The above notwithstanding, the court of appeal in the case of Butt V Rent Restriction Tribunal (1982) KLR 417 considered at length grounds for granting stay of execution and or factors to be taken into consideration when granting stay of execution. It held that the power of the court to grant or refuse an application for stay of execution is a discretionary power. The discretion should be exercised not capriciously but in such a way as not to prevent an appeal. The general principle in granting or refusing a stay is; if there is no other overwhelming hindrance a stay must be granted so that an appeal may not be rendered nugatory should that appeal court reverse the judges’ discretion. The court in exercising its discretion whether to grant or refuse an application for stay will consider the special circumstances of the case and unique requirements and finally that the court in exercising its powers under order XLI rule (2) (b) of the Civil Procedure rules, can order security upon application by either party or on its own motion. Failure to put security for costs as ordered will cause the order for stay of execution to lapse.

It has also been held severally that a money decree may not be the subject of a stay of execution order. For instance, in the case of Ujagar Singh V Runda Coffee Estates Ltd (1960) E.A 263, the court observed that: “… It is not normal for a court to grant stay of execution in monetary decrees but where there are special features such as the issue or the regularity of the judgment, the fact that the amount payable under the decree being substantial and the fact that the plaintiff has no known assets within the jurisdiction from which the applicant can recoup in event that its appeal is successful …”. This position was reinforced by the court of appeal in the case of Kenya Shell Ltd V Benjamin Karuga 1 KAR 1018 when it boldly stated that “… it is not normal for an appeal to be rendered nugatory in monetary decree if payment is made.”

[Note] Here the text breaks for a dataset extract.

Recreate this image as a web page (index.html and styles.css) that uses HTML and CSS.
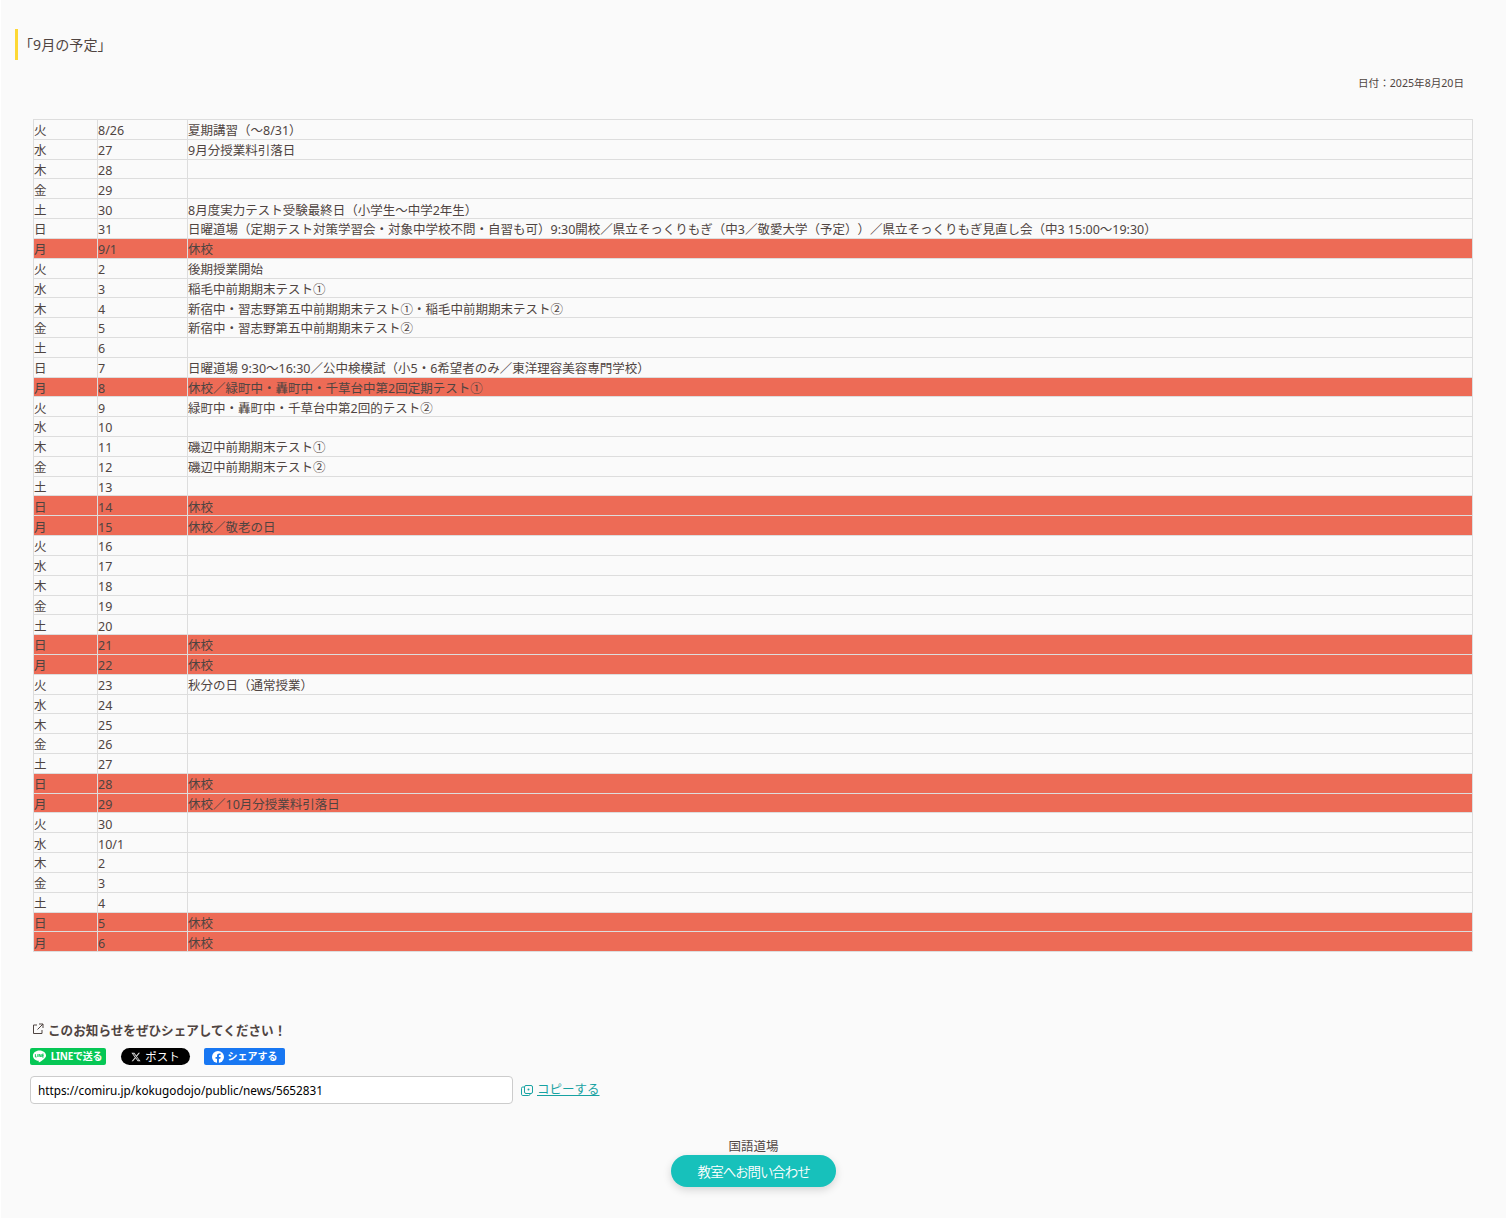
FILE: index.html
```html
<!DOCTYPE html>
<html lang="ja">
<head>
<meta charset="utf-8">
<title>9月の予定</title>
<link rel="stylesheet" href="styles.css">
</head>
<body>
<main class="page">
  <h1 class="title">「9月の予定」</h1>
  <p class="date">日付：2025年8月20日</p>
  <table class="schedule">
    <colgroup><col class="c1"><col class="c2"><col></colgroup>
    <tbody>
      <tr><td>火</td><td>8/26</td><td>夏期講習（〜8/31）</td></tr>
      <tr><td>水</td><td>27</td><td>9月分授業料引落日</td></tr>
      <tr><td>木</td><td>28</td><td></td></tr>
      <tr><td>金</td><td>29</td><td></td></tr>
      <tr><td>土</td><td>30</td><td>8月度実力テスト受験最終日（小学生〜中学2年生）</td></tr>
      <tr><td>日</td><td>31</td><td>日曜道場（定期テスト対策学習会・対象中学校不問・自習も可）9:30開校／県立そっくりもぎ（中3／敬愛大学（予定））／県立そっくりもぎ見直し会（中3 15:00〜19:30）</td></tr>
      <tr class="off"><td>月</td><td>9/1</td><td>休校</td></tr>
      <tr><td>火</td><td>2</td><td>後期授業開始</td></tr>
      <tr><td>水</td><td>3</td><td>稲毛中前期期末テスト①</td></tr>
      <tr><td>木</td><td>4</td><td>新宿中・習志野第五中前期期末テスト①・稲毛中前期期末テスト②</td></tr>
      <tr><td>金</td><td>5</td><td>新宿中・習志野第五中前期期末テスト②</td></tr>
      <tr><td>土</td><td>6</td><td></td></tr>
      <tr><td>日</td><td>7</td><td>日曜道場 9:30〜16:30／公中検模試（小5・6希望者のみ／東洋理容美容専門学校）</td></tr>
      <tr class="off"><td>月</td><td>8</td><td>休校／緑町中・轟町中・千草台中第2回定期テスト①</td></tr>
      <tr><td>火</td><td>9</td><td>緑町中・轟町中・千草台中第2回的テスト②</td></tr>
      <tr><td>水</td><td>10</td><td></td></tr>
      <tr><td>木</td><td>11</td><td>磯辺中前期期末テスト①</td></tr>
      <tr><td>金</td><td>12</td><td>磯辺中前期期末テスト②</td></tr>
      <tr><td>土</td><td>13</td><td></td></tr>
      <tr class="off"><td>日</td><td>14</td><td>休校</td></tr>
      <tr class="off"><td>月</td><td>15</td><td>休校／敬老の日</td></tr>
      <tr><td>火</td><td>16</td><td></td></tr>
      <tr><td>水</td><td>17</td><td></td></tr>
      <tr><td>木</td><td>18</td><td></td></tr>
      <tr><td>金</td><td>19</td><td></td></tr>
      <tr><td>土</td><td>20</td><td></td></tr>
      <tr class="off"><td>日</td><td>21</td><td>休校</td></tr>
      <tr class="off"><td>月</td><td>22</td><td>休校</td></tr>
      <tr><td>火</td><td>23</td><td>秋分の日（通常授業）</td></tr>
      <tr><td>水</td><td>24</td><td></td></tr>
      <tr><td>木</td><td>25</td><td></td></tr>
      <tr><td>金</td><td>26</td><td></td></tr>
      <tr><td>土</td><td>27</td><td></td></tr>
      <tr class="off"><td>日</td><td>28</td><td>休校</td></tr>
      <tr class="off"><td>月</td><td>29</td><td>休校／10月分授業料引落日</td></tr>
      <tr><td>火</td><td>30</td><td></td></tr>
      <tr><td>水</td><td>10/1</td><td></td></tr>
      <tr><td>木</td><td>2</td><td></td></tr>
      <tr><td>金</td><td>3</td><td></td></tr>
      <tr><td>土</td><td>4</td><td></td></tr>
      <tr class="off"><td>日</td><td>5</td><td>休校</td></tr>
      <tr class="off"><td>月</td><td>6</td><td>休校</td></tr>
    </tbody>
  </table>
  <section class="share">
    <p class="share-head">
      <svg class="ext" viewBox="0 0 12 12" width="12" height="12" fill="none" stroke="currentColor" stroke-width="1"><path d="M5 2H1.500v8.500H10V7"/><path d="M7 1h4v4M11 1 5.500 6.500"/></svg>
      <span>このお知らせをぜひシェアしてください！</span>
    </p>
    <div class="buttons">
      <a class="sns line"><svg viewBox="0 0 16 16" width="15" height="15"><path fill="#fff" d="M8 1.500c-3.900 0-7 2.500-7 5.600 0 2.800 2.500 5.100 5.800 5.500.5.100.4.500.3 1.300 0 .3.200.5.700.2 1.800-1 5-3.100 6.200-4.800.6-.7 1-1.400 1-2.200 0-3.100-3.100-5.600-7-5.600z"/><path fill="none" stroke="#06c755" stroke-width="1" d="M3.600 5.500v3h1.300M6.200 5.500v3M7.600 8.500v-3l2 3v-3M12.500 5.500h-1.700v3h1.700M10.800 7h1.700"/></svg><span>LINEで送る</span></a>
      <a class="sns x"><svg viewBox="0 0 24 24" width="10" height="10"><path fill="#ddd" d="M18.200 2h3.400l-7.400 8.500L23 22h-6.800l-5.300-7-6.100 7H1.400l7.900-9.100L1 2h7l4.800 6.400L18.200 2zm-1.200 18h1.900L7 3.900H5L17 20z"/></svg><span>ポスト</span></a>
      <a class="sns fb"><svg viewBox="0 0 16 16" width="12" height="12"><circle cx="8" cy="8" r="8" fill="#fff"/><path fill="#1877f2" d="M9.200 16V10.300h1.900l.4-2.300H9.200V6.600c0-.7.300-1.200 1.300-1.200h1V3.400c-.5-.1-1.100-.2-1.700-.2-1.900 0-3.100 1.100-3.100 3.200V8H4.700v2.300h2V16z"/></svg><span>シェアする</span></a>
    </div>
    <div class="url-row">
      <input class="url" type="text" value="https://comiru.jp/kokugodojo/public/news/5652831" readonly>
      <svg class="copy" viewBox="0 0 12 12" width="12" height="12" fill="none" stroke="currentColor" stroke-width="1"><rect x="3.500" y="1.500" width="8" height="8" rx="1.500"/><path d="M3 3H1.800A1.300 1.300 0 0 0 .5 4.300v6A1.300 1.300 0 0 0 1.800 11.500h6A1.300 1.300 0 0 0 9 10.300V10"/><circle cx="7.500" cy="5.500" r="1" fill="currentColor" stroke="none"/></svg>
      <a class="copy-link">コピーする</a>
    </div>
  </section>
  <section class="contact">
    <p class="school">国語道場</p>
    <a class="contact-btn">教室へお問い合わせ</a>
  </section>
</main>
</body>
</html>
```
FILE: styles.css
```css
* { box-sizing: border-box; }
html, body { margin: 0; background: #fff; }
body {
  font-family: "Noto Sans", "Noto Sans CJK JP", sans-serif;
  color: #4f4441;
  font-size: 12.500px;
  text-spacing-trim: space-all;
}
.page {
  width: 1505px;
  height: 1218px;
  margin-left: 1px;
  background: #fafafa;
  padding: 29px 32px 0 14px;
}
.title {
  margin: 0;
  height: 31px;
  border-left: 3px solid #fdd835;
  padding-left: 1px;
  font-size: 14.100px;
  font-weight: 400;
  line-height: 31px;
}
.date {
  margin: 15px 10px 0 0;
  text-align: right;
  font-size: 10.600px;
  line-height: 16px;
}
.schedule {
  border-collapse: collapse;
  table-layout: fixed;
  width: 1440px;
  margin: 28px 0 0 18px;
  line-height: 15.510px;
}
.c1 { width: 64px; }
.c2 { width: 90px; }
.schedule td {
  border: 1px solid #ddd;
  padding: 3.300px 0 0;
  height: 19.810px;
  vertical-align: top;
}
.schedule .off td { background: #ed6b56; }
.share { margin: 67px 0 0 15px; }
.share-head {
  margin: 0;
  display: flex;
  align-items: center;
  gap: 4px;
  padding-left: 2px;
  height: 20px;
  font-size: 12.600px;
  font-weight: 700;
}
.buttons {
  display: flex;
  gap: 15px;
  margin-top: 9px;
  height: 17px;
}
.sns {
  display: flex;
  align-items: center;
  justify-content: center;
  gap: 3px;
  height: 17px;
  color: #fff;
  font-size: 10px;
  font-weight: 700;
  border-radius: 2px;
  white-space: nowrap;
}
.sns span { margin-top: -2px; }
.line { width: 76px; background: #06c755; gap: 4px; padding-right: 2px; letter-spacing: -.25px; }
.x { width: 69px; background: #000; border-radius: 9px; gap: 4px; font-weight: 400; font-size: 11.500px; }
.fb { width: 81px; margin-left: -1px; background: #1877f2; gap: 4px; }
.url-row {
  display: flex;
  align-items: center;
  margin-top: 11px;
  height: 28px;
  color: #17a2a2;
}
.url {
  width: 483px;
  height: 28px;
  border: 1px solid #ccc;
  border-radius: 4px;
  background: #fff;
  padding: 0 7px;
  font: 11.750px "Noto Sans", "Noto Sans CJK JP", sans-serif;
  color: #000;
}
.copy { margin-left: 8px; }
.copy-link {
  margin-left: 4px;
  margin-top: -1px;
  color: #17a2a2;
  line-height: 15px;
  text-decoration: underline;
}
.contact {
  display: flex;
  flex-direction: column;
  align-items: center;
  width: 1505px;
  margin: 35px 0 0 -14px;
}
.school { margin: 0; line-height: 16px; color: #4f4441; }
.contact-btn {
  width: 165px;
  height: 32px;
  border-radius: 16px;
  background: #17c1bb;
  color: #fff;
  font-size: 13.500px;
  font-weight: 350;
  font-feature-settings: "palt";
  letter-spacing: -.9px;
  line-height: 34px;
  text-align: center;
  box-shadow: 0 3px 8px rgba(0,0,0,.15);
}
```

From all the foregoing the law on stay of execution pending appeal may be summarized as follows; In order for the court to issue an order of stay of execution, there must be:

“a) (i) Sufficient cause

(ii) Substantial loss

(iii) No unreasonable delay in filing the application; and

(iv) Security

b) The grant of stay is discretionary

c) It is not just to deny a successful party the benefit of judgment and or fruits of his litigation.

d) Ordinarily Money decree may not be the subject of a stay order.

Applying all the above considerations in the circumstances of this case, I would say that the applicant has filed an appeal, which appeal is not frivolous but arguable. He has raised salient and pertinent issues of law. The applicant too is being asked to pay to the 1st respondent a total sum of Kshs. 662,618/09. This is by no means a small amount. The judgment and decree that is the subject of this appeal was delivered on 1st April, 2010. The appeal was filed on 16th April, 2010. The instant application was then filed on the 29th April, 2010. It is apparent therefore that the application was made without undue delay. As for security, the applicant has indicated his unwillingness to abide by such an order in view of the fact that the 1st respondent is over secured in respect of the suit judgment which amounts to Kshs. 662,618/09 as compared to the security worth Kshs. 2,168,508/= only currently held by the 1st respondent. On the other hand the 1st respondent is willing to have the decretal sum deposited in court, pending hearing and determination of the appeal. The grant of stay being discretionary I would have no difficulties exercising it in favour of the applicant in the circumstances. However I am also well aware that it is not just to deny a successful litigant the benefits and fruits of his judgment and or litigation.

Though the amount involved is colossal, it has not been suggested in the event that the applicant pays and he is successful on appeal the 1st respondent may not be able to repay the same unto the applicant. The 1st respondent after all is a financial institution and I am certain that in the event the applicant succeeds in his appeal, the 1st respondent will be capable of refunding the amount. Again what is sought to be stayed is a money decree. Ordinarily an appeal arising out of money decree will in the rarest of cases be rendered nugatory.  However in view of what has been deponed to as well as issues raised in the written submissions this is one of those cases that calls for a balancing act. Much as the applicant is opposed to security being imposed I am however inclined to grant stay on such terms. The terms that best commends themselves to me are that there shall be stay of execution of the decree pending the hearing and final determination of the appeal on condition that the applicant shall deposit a sum of Kshs. 331,309/45 in an interest earning account to be opened jointly in the names of respective counsel for the parties herein. This has to be within the next fourteen (14) days from the date of this ruling failing which this application shall stand dismissed. The costs of this application shall abide the outcome of the appeal. The deposit shall of course be in any other financial institution other than the 1st respondent.

Ruling dated, signed and delivered at Kisii this 30th July 2010.